JH-FK-05 treatment extends animal survival in murine model of cryptococcosis. (A) Survival plot of animals infected with C. neoformans H99 through intranasal instillation. Treatment groups included vehicle (black), JH-FK-05 60 mg/kg (blue), fluconazole 12 mg/kg (red), and combination (purple). Animals received treatment via i.p. injection daily for 14 days, and animals were monitored for health following treatment termination. Each treatment group consisted of 10 A/J female mice. (B) Survival curve pairwise comparisons by log-rank (Mantel-Cox) test.

FIG 6

Ligand atoms and protein residue contacts observed in MD simulations.
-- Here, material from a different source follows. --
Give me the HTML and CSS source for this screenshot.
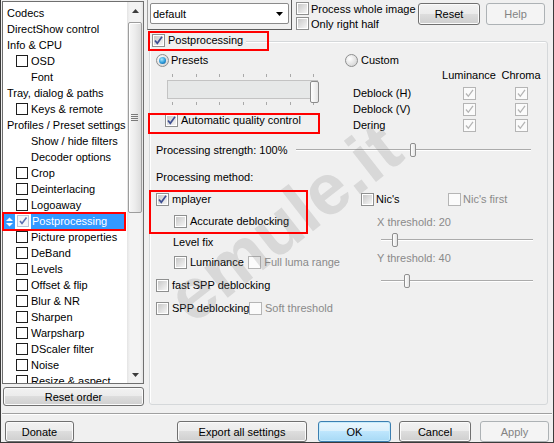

Analysis of the significance of the observed contacts of human FKBP12 (hFKBP12) and C. neoformans FKBP12 (cnFKBP12) with JH-FK-05. (A) Stick representation of JH-FK-05 labeled for atoms making more significant contacts to hFKBP12 (magenta circles) and C. neoformans (cyan circles). (B) Residues of hFKBP12 (magenta) and C. neoformans (cyan) making more significant interactions with the ligand are shown in stick format on the ribbon protein structures. (C) Z-score graphs. Black circles represent Z-scores of C. neoformans FKBP12 contacts minus hFKBP12 contacts. More significant contacts for C. neoformans (ΔZ-score > 1) are labeled in cyan, while contacts more significant for the human protein (ΔZ-score < 1) are labeled in magenta.